Write the listing out again, all of it, word for word.

SUPPLIED DATA:
┄┄┄┄┄┄┄┄┄┄

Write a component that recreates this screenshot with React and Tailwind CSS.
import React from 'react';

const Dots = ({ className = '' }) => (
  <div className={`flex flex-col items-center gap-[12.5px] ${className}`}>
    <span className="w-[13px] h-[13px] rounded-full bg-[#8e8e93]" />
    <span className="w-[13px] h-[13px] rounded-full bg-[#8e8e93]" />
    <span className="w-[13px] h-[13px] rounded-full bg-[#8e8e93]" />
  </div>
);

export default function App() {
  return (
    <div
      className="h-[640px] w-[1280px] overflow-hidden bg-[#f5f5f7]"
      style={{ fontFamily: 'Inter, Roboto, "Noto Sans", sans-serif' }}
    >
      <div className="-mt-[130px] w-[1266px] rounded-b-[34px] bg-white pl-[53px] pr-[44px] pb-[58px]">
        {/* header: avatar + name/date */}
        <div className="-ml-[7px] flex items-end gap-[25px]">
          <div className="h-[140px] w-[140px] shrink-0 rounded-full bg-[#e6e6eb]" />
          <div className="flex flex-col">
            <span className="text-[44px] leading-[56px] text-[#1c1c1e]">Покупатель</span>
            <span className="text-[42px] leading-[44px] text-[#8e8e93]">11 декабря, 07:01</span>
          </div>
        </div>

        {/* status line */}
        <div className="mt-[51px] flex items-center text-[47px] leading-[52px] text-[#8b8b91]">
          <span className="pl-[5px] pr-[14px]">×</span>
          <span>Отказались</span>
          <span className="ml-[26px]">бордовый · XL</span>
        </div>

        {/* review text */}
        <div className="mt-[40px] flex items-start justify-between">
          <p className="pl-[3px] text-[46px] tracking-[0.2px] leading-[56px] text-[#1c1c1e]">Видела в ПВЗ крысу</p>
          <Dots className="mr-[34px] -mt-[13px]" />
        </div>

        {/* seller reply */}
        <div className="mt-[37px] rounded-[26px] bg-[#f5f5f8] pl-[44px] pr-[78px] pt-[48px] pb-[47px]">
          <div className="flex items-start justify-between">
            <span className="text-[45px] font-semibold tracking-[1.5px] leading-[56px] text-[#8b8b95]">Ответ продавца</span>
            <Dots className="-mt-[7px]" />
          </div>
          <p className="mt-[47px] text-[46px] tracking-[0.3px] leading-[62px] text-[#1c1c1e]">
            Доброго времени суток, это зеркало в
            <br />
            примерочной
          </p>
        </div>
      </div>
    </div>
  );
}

┄┄┄┄┄┄┄┄┄┄

RESULT OF THE EXERCISE:
Write a component that recreates this screenshot with React and Tailwind CSS.
import React from 'react';

const Dots = ({ className = '' }) => (
  <div className={`flex flex-col items-center gap-[12.5px] ${className}`}>
    <span className="w-[13px] h-[13px] rounded-full bg-[#8e8e93]" />
    <span className="w-[13px] h-[13px] rounded-full bg-[#8e8e93]" />
    <span className="w-[13px] h-[13px] rounded-full bg-[#8e8e93]" />
  </div>
);

export default function App() {
  return (
    <div
      className="h-[640px] w-[1280px] overflow-hidden bg-[#f5f5f7]"
      style={{ fontFamily: 'Inter, Roboto, "Noto Sans", sans-serif' }}
    >
      <div className="-mt-[130px] w-[1266px] rounded-b-[34px] bg-white pl-[53px] pr-[44px] pb-[58px]">
        {/* header: avatar + name/date */}
        <div className="-ml-[7px] flex items-end gap-[25px]">
          <div className="h-[140px] w-[140px] shrink-0 rounded-full bg-[#e6e6eb]" />
          <div className="flex flex-col">
            <span className="text-[44px] leading-[56px] text-[#1c1c1e]">Покупатель</span>
            <span className="text-[42px] leading-[44px] text-[#8e8e93]">11 декабря, 07:01</span>
          </div>
        </div>

        {/* status line */}
        <div className="mt-[51px] flex items-center text-[47px] leading-[52px] text-[#8b8b91]">
          <span className="pl-[5px] pr-[14px]">×</span>
          <span>Отказались</span>
          <span className="ml-[26px]">бордовый · XL</span>
        </div>

        {/* review text */}
        <div className="mt-[40px] flex items-start justify-between">
          <p className="pl-[3px] text-[46px] tracking-[0.2px] leading-[56px] text-[#1c1c1e]">Видела в ПВЗ крысу</p>
          <Dots className="mr-[34px] -mt-[13px]" />
        </div>

        {/* seller reply */}
        <div className="mt-[37px] rounded-[26px] bg-[#f5f5f8] pl-[44px] pr-[78px] pt-[48px] pb-[47px]">
          <div className="flex items-start justify-between">
            <span className="text-[45px] font-semibold tracking-[1.5px] leading-[56px] text-[#8b8b95]">Ответ продавца</span>
            <Dots className="-mt-[7px]" />
          </div>
          <p className="mt-[47px] text-[46px] tracking-[0.3px] leading-[62px] text-[#1c1c1e]">
            Доброго времени суток, это зеркало в
            <br />
            примерочной
          </p>
        </div>
      </div>
    </div>
  );
}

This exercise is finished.